|
|
Humans have little difficulty recognizing speech in noisy
environments, speech distorted by having passed through an unknown channel
or speech from nonnative speakers. We adapt to the characteristics of the
new speech, often after hearing only a few seconds of it. Adaptation
techniques have been developed for automatic speech recognizers which
attempt to similarly compensate for differences between the speech on
which the system was trained, and the speech which it has to recognize.
However, several minutes of speech from the new speaker or environment
have to be provided to the system to obtain any significant improvement in
recognition performance. An automatic speech recognition system employs a
number of models for small segments of speech sounds such as phonemes.
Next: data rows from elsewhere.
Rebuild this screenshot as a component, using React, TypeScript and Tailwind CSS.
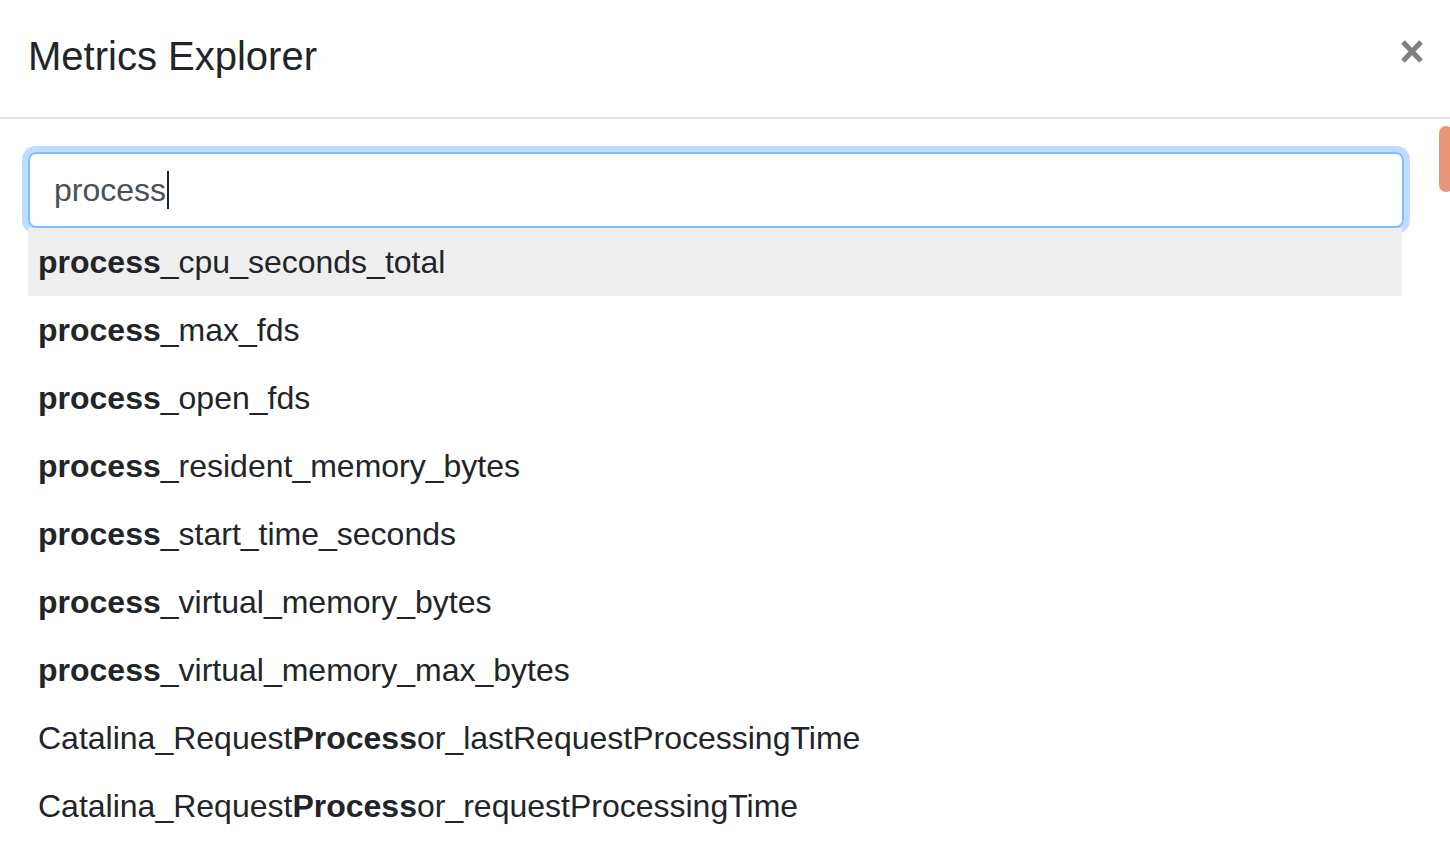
import React from 'react';

const metrics: { pre: string; hit: string; post: string }[] = [
  { pre: '', hit: 'process', post: '_cpu_seconds_total' },
  { pre: '', hit: 'process', post: '_max_fds' },
  { pre: '', hit: 'process', post: '_open_fds' },
  { pre: '', hit: 'process', post: '_resident_memory_bytes' },
  { pre: '', hit: 'process', post: '_start_time_seconds' },
  { pre: '', hit: 'process', post: '_virtual_memory_bytes' },
  { pre: '', hit: 'process', post: '_virtual_memory_max_bytes' },
  { pre: 'Catalina_Request', hit: 'Process', post: 'or_lastRequestProcessingTime' },
  { pre: 'Catalina_Request', hit: 'Process', post: 'or_requestProcessingTime' },
];

export default function App() {
  return (
    <div className="relative w-[1450px] h-[848px] overflow-hidden bg-white text-[#212529] font-['Liberation_Sans',Arial,sans-serif]">
      {/* header */}
      <div className="flex items-center justify-between h-[119px] border-b-2 border-[#dee2e6] pl-[28px] pr-[26px]">
        <h5 className="text-[40px] leading-[60px] font-normal -mt-[6px]">Metrics Explorer</h5>
        <button className="-mt-[14px] text-[#808080]" aria-label="Close">
          <svg width="24" height="25" viewBox="0 0 24 25">
            <path d="M3 3 L21 22 M21 3 L3 22" stroke="currentColor" strokeWidth="5" strokeLinecap="butt" />
          </svg>
        </button>
      </div>

      {/* body */}
      <div className="pt-[33px] pl-[28px] pr-[46px]">
        <div className="h-[76px] rounded-[8px] border-2 border-[#80bdff] shadow-[0_0_0_6px_rgba(0,123,255,0.25)] flex items-center pl-[24px] text-[32px] text-[#495057]">
          <span>process</span>
          <span className="w-[2px] h-[38px] bg-[#212529] ml-[1px]" />
        </div>
        <ul className="mr-[2px]">
          {metrics.map((m, i) => (
            <li
              key={i}
              className={`h-[68px] flex items-center pl-[10px] text-[32px] ${i === 0 ? 'bg-[#efefef]' : ''}`}
            >
              {m.pre}
              <strong className="font-bold">{m.hit}</strong>
              {m.post}
            </li>
          ))}
        </ul>
      </div>

      {/* scrollbar thumb */}
      <div className="absolute top-[126px] left-[1439px] w-[14px] h-[66px] rounded-full bg-[#e8967a]" />
    </div>
  );
}
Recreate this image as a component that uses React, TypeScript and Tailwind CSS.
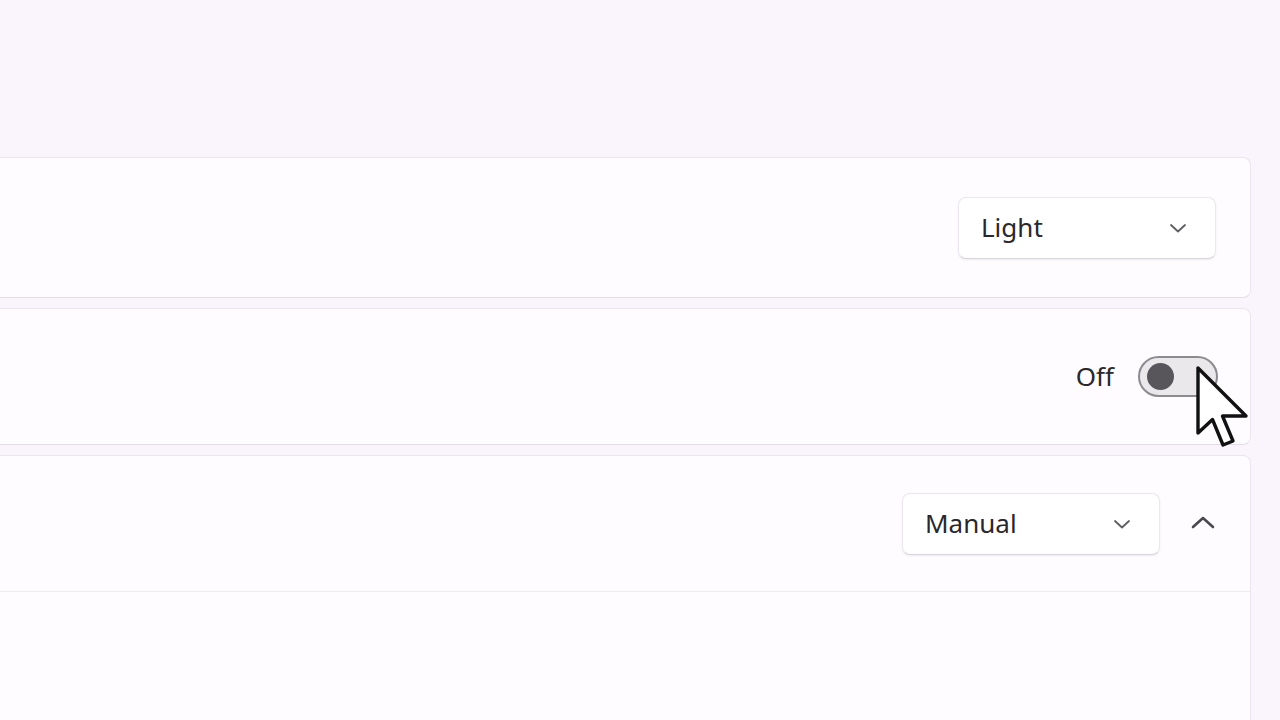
import React from "react";

function ChevronDown() {
  return (
    <svg width="18" height="12" viewBox="0 0 18 12" className="text-[#5f5c62]">
      <path d="M2 3 L9 9.5 L16 3" fill="none" stroke="currentColor" strokeWidth="1.8" strokeLinecap="round" strokeLinejoin="round" />
    </svg>
  );
}

function ChevronUp() {
  return (
    <svg width="26" height="16" viewBox="0 0 26 16" className="text-[#4a474d]">
      <path d="M3 13 L13 4 L23 13" fill="none" stroke="currentColor" strokeWidth="2.6" strokeLinecap="round" strokeLinejoin="round" />
    </svg>
  );
}

function Dropdown({ label }: { label: string }) {
  return (
    <div className="flex h-[62px] w-[258px] items-center justify-between rounded-[8px] border border-[#ece7ef] border-b-[#d9d4dc] bg-white pl-[22px] pr-[28px] shadow-[0_1px_2px_rgba(60,40,80,0.08)]">
      <span className="text-[26px] text-[#2a282c]">{label}</span>
      <ChevronDown />
    </div>
  );
}

function Cursor() {
  return (
    <svg width="66" height="96" viewBox="0 0 66 96" className="absolute left-[1190px] top-[360px]">
      <path
        d="M8 8 L8 73 L22.5 59.5 L33 85 L43 81 L32.5 56 L56 56 Z"
        fill="white"
        stroke="#111"
        strokeWidth="3.4"
        strokeLinejoin="round"
      />
    </svg>
  );
}

export default function App() {
  return (
    <div
      className="relative h-[720px] w-[1280px] overflow-hidden bg-[#faf5fd]"
      style={{ fontFamily: '"Noto Sans", "Open Sans", sans-serif' }}
    >
      <div className="ml-[-10px] mr-[29px] flex flex-col gap-[10px] pt-[157px]">
        <div className="flex h-[141px] items-center justify-end rounded-r-[8px] border border-[#ebe5f0] border-b-[#e2dce8] bg-[#fefcff] pr-[34px]">
          <Dropdown label="Light" />
        </div>
        <div className="flex h-[137px] items-center justify-end rounded-r-[8px] border border-[#ebe5f0] border-b-[#e2dce8] bg-[#fefcff] pr-[32px]">
          <span className="mr-[24px] text-[26px] text-[#2a282c]">Off</span>
          <div className="flex h-[41px] w-[80px] items-center rounded-full border-[2px] border-[#8d8a90] bg-[#ebe8ec] pl-[7px]">
            <div className="h-[27px] w-[27px] rounded-full bg-[#58555b]" />
          </div>
        </div>
        <div className="flex flex-col overflow-hidden rounded-tr-[8px] border border-b-0 border-[#ebe5f0] bg-[#fefcff]">
          <div className="flex h-[136px] items-center justify-end border-b border-[#efeaf2] pr-[34px]">
            <Dropdown label="Manual" />
            <div className="mb-[4px] ml-[30px] flex w-[26px] items-center justify-center">
              <ChevronUp />
            </div>
          </div>
          <div className="h-[140px] bg-[#fefcff]" />
        </div>
      </div>
      <Cursor />
    </div>
  );
}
Simply put, transforming each of these models requires that a sufficient
number of samples of each segment be seen from the new speaker. When a
small amount of new speech is heard, humans are able to exploit
relationships between various sounds so that having heard a few of them in
the distorted environment is adequate to adjust for the unheard ones as
well. In automatic systems therefore, if sufficient speech is not
available to adapt all the models individually, some method must be
devised to transform the models of the unheard or insufficiently heard
segments based on the heard ones. The participants in this project plan to
alleviate the commonly used remedy of tying, or forcing to be identical,
the transformation of the models of related speech units. They instead
plan to study the dependencies between the speech units, so that the model
transformation for one unit influences but is not necessarily identical to
the transformation for another unit. They plan to use this knowledge to
transform each model individually without requiring a large sample of each
speech segment for adaptation. Modelling techniques they plan to employ
include covariance models such as Markov random fields and dependency
trees. |